Il conçoit par contre de toute évidence cette division dans le cas des médecins puisqu’il consacre expressément deux hommes par village pour cette activité. Il y a là une entorse à l’égalité extrême, totale et absolue qui doit régner dans l’état de mœurs. On ne voit pas très bien comment Deschamps explique une contradiction aussi flagrante. Le fait est qu’il ne la justifie pas7.

Pour le reste des activités nécessaires, les hommes se les partageraient entre eux selon leur âge, leur force et leur sexe. Ces tâches seraient à ce point réduites qu’elles les occuperaient heureusement, correspondraient à leur goût dans cet état ou même « le travail se tournerait toujours en amusement et en plaisir »8.

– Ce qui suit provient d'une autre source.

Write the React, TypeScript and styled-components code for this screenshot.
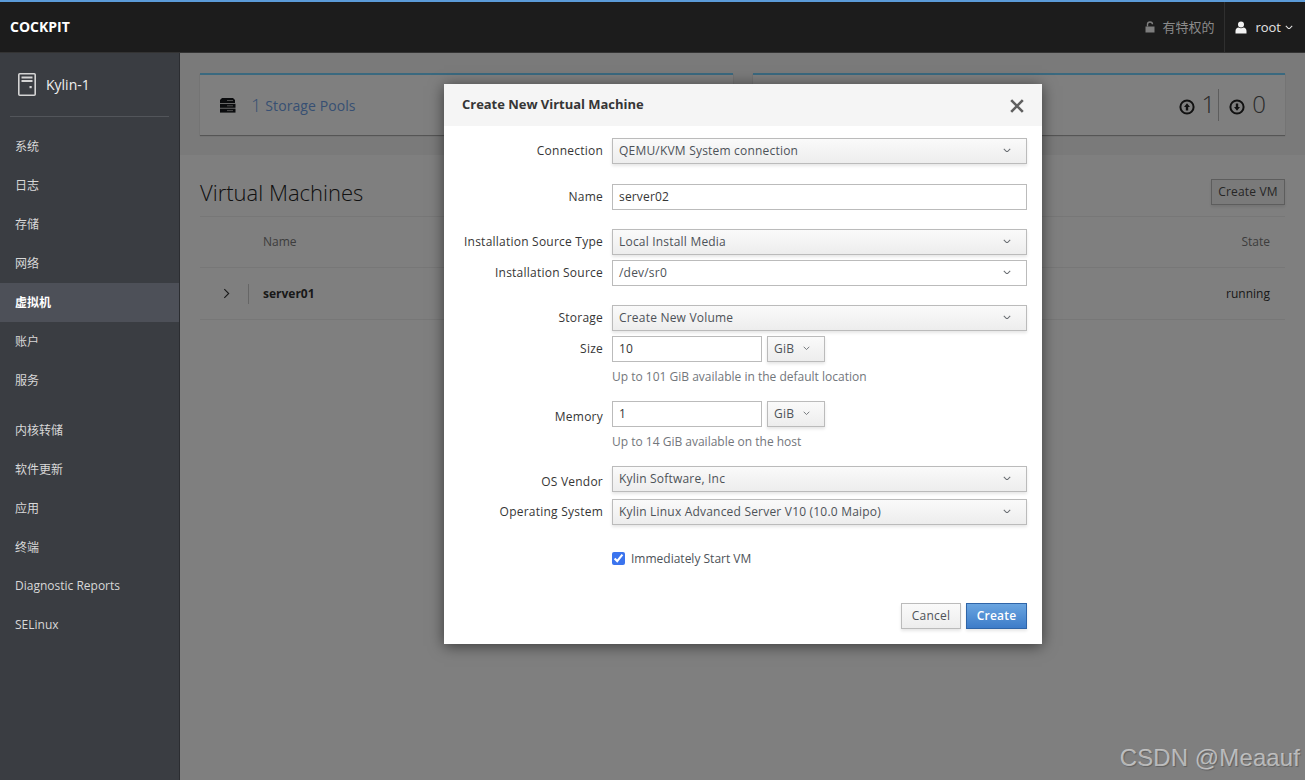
import React from "react";
import styled, { createGlobalStyle } from "styled-components";

const Global = createGlobalStyle`
  html, body { margin: 0; padding: 0; height: 100%; overflow: hidden; }
  #root { height: 780px; }
  * { box-sizing: border-box; }
  body { font-family: "Open Sans", "Noto Sans CJK SC", sans-serif; font-size: 12px; color: #363636; }
`;

const Page = styled.div`
  width: 1305px; height: 780px; display: flex; flex-direction: column; position: relative; overflow: hidden;
`;
const TopBar = styled.header`
  height: 53px; flex: none; background: #1c1c1c; border-top: 2px solid #5b9bd8; border-bottom: 1px solid #333;
  display: flex; align-items: center; color: #fff;
`;
const Brand = styled.div`
  font-weight: 700; font-size: 14px; margin-left: 10px; margin-top: -1px; flex: 1;
`;
const Privilege = styled.div`
  display: flex; align-items: center; gap: 7px; color: #8a8a8a; font-size: 13px; padding: 0 10px 2px 0; height: 100%;
`;
const UserMenu = styled.div`
  display: flex; align-items: center; height: 100%; border-left: 1px solid #2f2f2f; padding: 0 12px 0 10px; gap: 4px; color: #e4e4e4; font-size: 13px;
`;
const UserName = styled.span`
  margin-left: 4px;
`;
const Body = styled.div`
  flex: 1; display: flex; min-height: 0;
`;
const Sidebar = styled.nav`
  width: 180px; flex: none; background: #3a3d42; border-right: 1px solid #2b2d31; color: #d8d8d8;
`;
const Host = styled.div`
  height: 64px; margin: 0 10px; padding: 0 0 0 8px; border-bottom: 1px solid #52555a; display: flex; align-items: center; gap: 10px;
  font-size: 14px; color: #f0f0f0;
`;
const NavList = styled.div<{ $first?: boolean }>`
  padding-top: ${(p) => (p.$first ? "10px" : "11px")};
`;
const NavItem = styled.div<{ $active?: boolean }>`
  height: 39px; display: flex; align-items: center; padding: 0 0 2px 15px; font-size: 12px;
  font-weight: ${(p) => (p.$active ? 700 : 400)};
  color: ${(p) => (p.$active ? "#fff" : "#d8d8d8")};
  background: ${(p) => (p.$active ? "#4d5058" : "transparent")};
`;
const Main = styled.main`
  flex: 1; position: relative; background: #fff; min-width: 0;
`;
const Summary = styled.section`
  height: 102px; background: #f5f5f5; padding: 20px 20px 0; display: grid; grid-template-columns: 533px 532px; gap: 20px;
`;
const Card = styled.div<{ $end?: boolean }>`
  height: 62px; background: #fff; border-top: 2px solid #74d2ff; box-shadow: 0 1px 1px rgba(0,0,0,.3); display: flex; align-items: center;
  justify-content: ${(p) => (p.$end ? "flex-end" : "flex-start")};
  padding: ${(p) => (p.$end ? "0 14px 0 0" : "0 0 0 19px")};
`;
const PoolLink = styled.div`
  display: flex; align-items: center; color: #6e9fe6; font-size: 14px; margin-left: 15px; letter-spacing: .08px;
`;
const PoolCount = styled.span`
  font-size: 18px; font-weight: 300; margin-right: 4px; line-height: 20px;
`;
const Network = styled.div<{ $pad: number }>`
  display: flex; align-items: center; color: #555; font-size: 24px; font-weight: 300; gap: 7px;
  padding-right: ${(p) => p.$pad}px;
`;
const Digit = styled.span`
  padding-bottom: 4px;
`;
const NetworkSep = styled.div`
  width: 1px; height: 32px; background: #bbb; margin: 0 10px 0 0;
`;
const Content = styled.section`
  padding: 0 20px;
`;
const TitleRow = styled.div`
  height: 62px; display: flex; align-items: center; justify-content: space-between; padding-top: 12px;
  border-bottom: 1px solid #eee;
`;
const Title = styled.h1`
  font-size: 22px; font-weight: 300; margin: 0; color: #222;
`;
const GhostButton = styled.button`
  height: 26px; width: 74px; padding: 0; font: 400 12px "Open Sans", sans-serif; letter-spacing: .17px; color: #4d4d4d; background: #f4f4f4;
  border: 1px solid #bbb; box-shadow: 0 2px 3px rgba(3,3,3,.1);
`;
const TableHead = styled.div`
  height: 51px; border-bottom: 1px solid #eee; display: flex; align-items: center; justify-content: space-between;
  padding: 0 15px 2px 63px; color: #7a7a7a;
`;
const TableRow = styled.div`
  height: 52px; border-bottom: 1px solid #eee; display: flex; align-items: center; padding-right: 15px; color: #333;
`;
const Expand = styled.div`
  width: 49px; height: 20px; flex: none; border-right: 1px solid #ccc; margin-right: 14px; display: flex; align-items: center; padding-left: 23px;
`;
const RowName = styled.strong`
  font-weight: 700; flex: 1;
`;
const Backdrop = styled.div`
  position: absolute; inset: 0; background: rgba(0,0,0,.5);
`;
const Modal = styled.div`
  position: absolute; left: 264px; top: 31px; width: 598px; height: 560px; background: #fff; display: flex; flex-direction: column;
  box-shadow: 0 2px 14px rgba(0,0,0,.55);
`;
const ModalHeader = styled.div`
  height: 42px; flex: none; background: #f5f5f5; display: flex; align-items: center; justify-content: space-between; padding: 0 18px;
`;
const ModalTitle = styled.h2`
  font-size: 13px; font-weight: 700; margin: 0 0 2px; color: #363636; letter-spacing: -.03px;
`;
const CloseBtn = styled.div`
  width: 14px; height: 14px; display: flex; margin-right: 0; color: #5f5f5f; margin-top: 1px;
`;
const Form = styled.div`
  flex: 1; padding-top: 12px; display: flex; flex-direction: column;
`;
const Row = styled.div<{ $top?: number }>`
  display: grid; grid-template-columns: 159px 415px; column-gap: 9px; align-items: center;
  margin-top: ${(p) => p.$top ?? 0}px;
`;
const Label = styled.label<{ $low?: boolean }>`
  text-align: right; color: #363636; font-size: 12px; letter-spacing: .23px;
  padding: ${(p) => (p.$low ? "5px 0 0" : "0 0 2px")};
`;
const Select = styled.div`
  height: 26px; background: linear-gradient(#fafafa, #ededed); border: 1px solid #bbb; box-shadow: 0 2px 3px rgba(3,3,3,.1);
  display: flex; align-items: center; justify-content: space-between; padding: 0 15px 2px 6px; color: #4d5258; letter-spacing: .2px;
`;
const PlainSelect = styled(Select)`
  background: #fff; box-shadow: none;
`;
const Input = styled.input`
  height: 26px; width: 100%; border: 1px solid #bbb; background: #fff; padding: 0 6px 1px; color: #363636; letter-spacing: .17px;
  font: 400 12px "Open Sans", sans-serif; outline: none; border-radius: 0;
`;
const Pair = styled.div`
  display: grid; grid-template-columns: 150px 58px; gap: 5px;
`;
const UnitSelect = styled(Select)`
  justify-content: flex-start; gap: 9px; padding-right: 0;
`;
const Help = styled.div`
  margin: 8px 0 0 168px; color: #72767b; line-height: 14px; height: 14px;
`;
const CheckLabel = styled.label`
  display: flex; align-items: center; gap: 6px; color: #4d5258; grid-column: 2;
`;
const Check = styled.input`
  width: 13px; height: 13px; margin: 0; accent-color: #3b74ee;
`;
const Footer = styled.div`
  height: 41px; flex: none; display: flex; justify-content: flex-end; gap: 5px; padding-right: 15px;
`;
const FootBtn = styled.button<{ $primary?: boolean }>`
  height: 26px; padding: 0 0 2px; font: ${(p) => (p.$primary ? 600 : 400)} 12px "Open Sans", sans-serif; letter-spacing: .2px;
  width: ${(p) => (p.$primary ? "61px" : "60px")};
  color: ${(p) => (p.$primary ? "#fff" : "#4d5258")};
  background: ${(p) => (p.$primary ? "linear-gradient(#6aa5e0, #3d7cc9)" : "linear-gradient(#fafafa, #ededed)")};
  border: 1px solid ${(p) => (p.$primary ? "#2f65a8" : "#bbb")};
  box-shadow: 0 2px 3px rgba(3,3,3,.1);
`;
const Watermark = styled.div`
  position: absolute; right: 5px; bottom: 8px; font: 400 24px "Liberation Sans", sans-serif; color: rgba(255,255,255,.55);
  text-shadow: 1px 1px 1px rgba(0,0,0,.25); letter-spacing: .1px;
`;

const Chevron = ({ size = 8, color = "#6a6e73" }: { size?: number; color?: string }) => (
  <svg width={size} height={size * 0.62} viewBox="0 0 10 6" fill="none" stroke={color} strokeWidth="1.3">
    <path d="M1 1l4 4 4-4" />
  </svg>
);
const ServerIcon = () => (
  <svg width="18" height="23" viewBox="0 0 18 23" fill="none">
    <rect x="0.8" y="0.8" width="16.400" height="21.400" rx="1" stroke="#d4d4d4" strokeWidth="1.6" />
    <path d="M3.500 4.500h11M3.500 8h11" stroke="#d4d4d4" strokeWidth="1.8" />
    <rect x="11.500" y="13" width="2.200" height="2.200" fill="#d4d4d4" />
  </svg>
);
const StorageIcon = () => (
  <svg width="17" height="17" viewBox="0 0 17 17">
    <path d="M3 1h11l2 2v3H1V3z" fill="#17191c" />
    <rect x="1" y="6.800" width="15.500" height="4" fill="#17191c" />
    <rect x="1" y="11.600" width="15.500" height="4" fill="#17191c" />
    <path d="M8 3.500h6M8 8.800h6M8 13.600h6" stroke="#9a9a9a" strokeWidth="1" />
  </svg>
);
const ArrowCircle = ({ down }: { down?: boolean }) => (
  <svg width="16" height="16" viewBox="0 0 16 16" fill="none" style={{ marginTop: 4 }}>
    <circle cx="8" cy="8" r="6.600" stroke="#222" strokeWidth="2" />
    <g transform={down ? "rotate(180 8 8)" : undefined}>
      <path d="M8 4.200L11 8H9.200v3.600H6.800V8H5z" fill="#222" />
    </g>
  </svg>
);
const UserIcon = () => (
  <svg width="12" height="13" viewBox="0 0 12 13" fill="#f2f2f2">
    <circle cx="6" cy="3.400" r="3" />
    <path d="M0.500 12.600V10c0-2 1.500-3.200 3-3.400 1.200.7 3.800.7 5 0 1.500.2 3 1.400 3 3.400v2.600z" />
  </svg>
);
const LockIcon = () => (
  <svg width="10" height="12" viewBox="0 0 10 12" fill="none" style={{ marginTop: 2 }}>
    <path d="M2.500 5.500V3.200C2.500 1.800 3.500 1 5 1s2.500.8 2.500 2.200" stroke="#7d7d7d" strokeWidth="1.400" />
    <rect x="0.500" y="5.500" width="9" height="6" fill="#7d7d7d" />
  </svg>
);
const CloseIcon = () => (
  <svg width="14" height="14" viewBox="0 0 14 14" stroke="currentColor" strokeWidth="2.600">
    <path d="M1.200 1.200l11.600 11.600M12.800 1.200L1.200 12.800" />
  </svg>
);
const RightChevron = () => (
  <svg width="7" height="11" viewBox="0 0 8 12" fill="none" stroke="#333" strokeWidth="1.300">
    <path d="M1.500 1l5 5-5 5" />
  </svg>
);

const navA = ["系统", "日志", "存储", "网络", "虚拟机", "账户", "服务"];
const navB = ["内核转储", "软件更新", "应用", "终端", "Diagnostic Reports", "SELinux"];

const Dropdown = ({ children }: { children: React.ReactNode }) => (
  <Select>
    <span>{children}</span>
    <Chevron />
  </Select>
);
const SizeField = ({ value }: { value: string }) => (
  <Pair>
    <Input readOnly value={value} />
    <UnitSelect>
      <span>GiB</span>
      <Chevron size={7} />
    </UnitSelect>
  </Pair>
);

export default function App() {
  return (
    <Page>
      <Global />
      <TopBar>
        <Brand>COCKPIT</Brand>
        <Privilege>
          <LockIcon />
          <span>有特权的</span>
        </Privilege>
        <UserMenu>
          <UserIcon />
          <UserName>root</UserName>
          <Chevron size={8} color="#e4e4e4" />
        </UserMenu>
      </TopBar>
      <Body>
        <Sidebar>
          <Host>
            <ServerIcon />
            <span>Kylin-1</span>
          </Host>
          <NavList $first>
            {navA.map((n) => (
              <NavItem key={n} $active={n === "虚拟机"}>{n}</NavItem>
            ))}
          </NavList>
          <NavList>
            {navB.map((n) => (
              <NavItem key={n}>{n}</NavItem>
            ))}
          </NavList>
        </Sidebar>
        <Main>
          <Summary>
            <Card>
              <StorageIcon />
              <PoolLink>
                <PoolCount>1</PoolCount>
                <span>Storage Pools</span>
              </PoolLink>
            </Card>
            <Card $end>
              <Network $pad={3}>
                <ArrowCircle />
                <Digit>1</Digit>
              </Network>
              <NetworkSep />
              <Network $pad={5}>
                <ArrowCircle down />
                <Digit>0</Digit>
              </Network>
            </Card>
          </Summary>
          <Content>
            <TitleRow>
              <Title>Virtual Machines</Title>
              <GhostButton>Create VM</GhostButton>
            </TitleRow>
            <TableHead>
              <span>Name</span>
              <span>State</span>
            </TableHead>
            <TableRow>
              <Expand><RightChevron /></Expand>
              <RowName>server01</RowName>
              <span>running</span>
            </TableRow>
          </Content>
          <Backdrop />
          <Modal>
            <ModalHeader>
              <ModalTitle>Create New Virtual Machine</ModalTitle>
              <CloseBtn><CloseIcon /></CloseBtn>
            </ModalHeader>
            <Form>
              <Row>
                <Label>Connection</Label>
                <Dropdown>QEMU/KVM System connection</Dropdown>
              </Row>
              <Row $top={20}>
                <Label>Name</Label>
                <Input readOnly value="server02" />
              </Row>
              <Row $top={19}>
                <Label>Installation Source Type</Label>
                <Dropdown>Local Install Media</Dropdown>
              </Row>
              <Row $top={5}>
                <Label>Installation Source</Label>
                <PlainSelect>
                  <span>/dev/sr0</span>
                  <Chevron />
                </PlainSelect>
              </Row>
              <Row $top={19}>
                <Label>Storage</Label>
                <Dropdown>Create New Volume</Dropdown>
              </Row>
              <Row $top={5}>
                <Label>Size</Label>
                <SizeField value="10" />
              </Row>
              <Help>Up to 101 GiB available in the default location</Help>
              <Row $top={17}>
                <Label $low>Memory</Label>
                <SizeField value="1" />
              </Row>
              <Help>Up to 14 GiB available on the host</Help>
              <Row $top={17}>
                <Label $low>OS Vendor</Label>
                <Dropdown>Kylin Software, Inc</Dropdown>
              </Row>
              <Row $top={7}>
                <Label>Operating System</Label>
                <Dropdown>Kylin Linux Advanced Server V10 (10.0 Maipo)</Dropdown>
              </Row>
              <Row $top={25}>
                <CheckLabel>
                  <Check type="checkbox" defaultChecked />
                  <span>Immediately Start VM</span>
                </CheckLabel>
              </Row>
            </Form>
            <Footer>
              <FootBtn>Cancel</FootBtn>
              <FootBtn $primary>Create</FootBtn>
            </Footer>
          </Modal>
        </Main>
      </Body>
      <Watermark>CSDN @Meaauf</Watermark>
    </Page>
  );
}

Une aussi faible activité productrice ne serait évidemment possible que dans la mesure où les besoins seraient à l’avenant. Les hommes mèneraient une vie frugale, se vêtiraient simplement, disposeraient d’un mobilier rudimentaire, d’ailleurs commun, et se nourriraient en herbivores « de pain et d’eau, de légumes, de fruits, de laitage, de beurre, de miel et d’œufs9 ».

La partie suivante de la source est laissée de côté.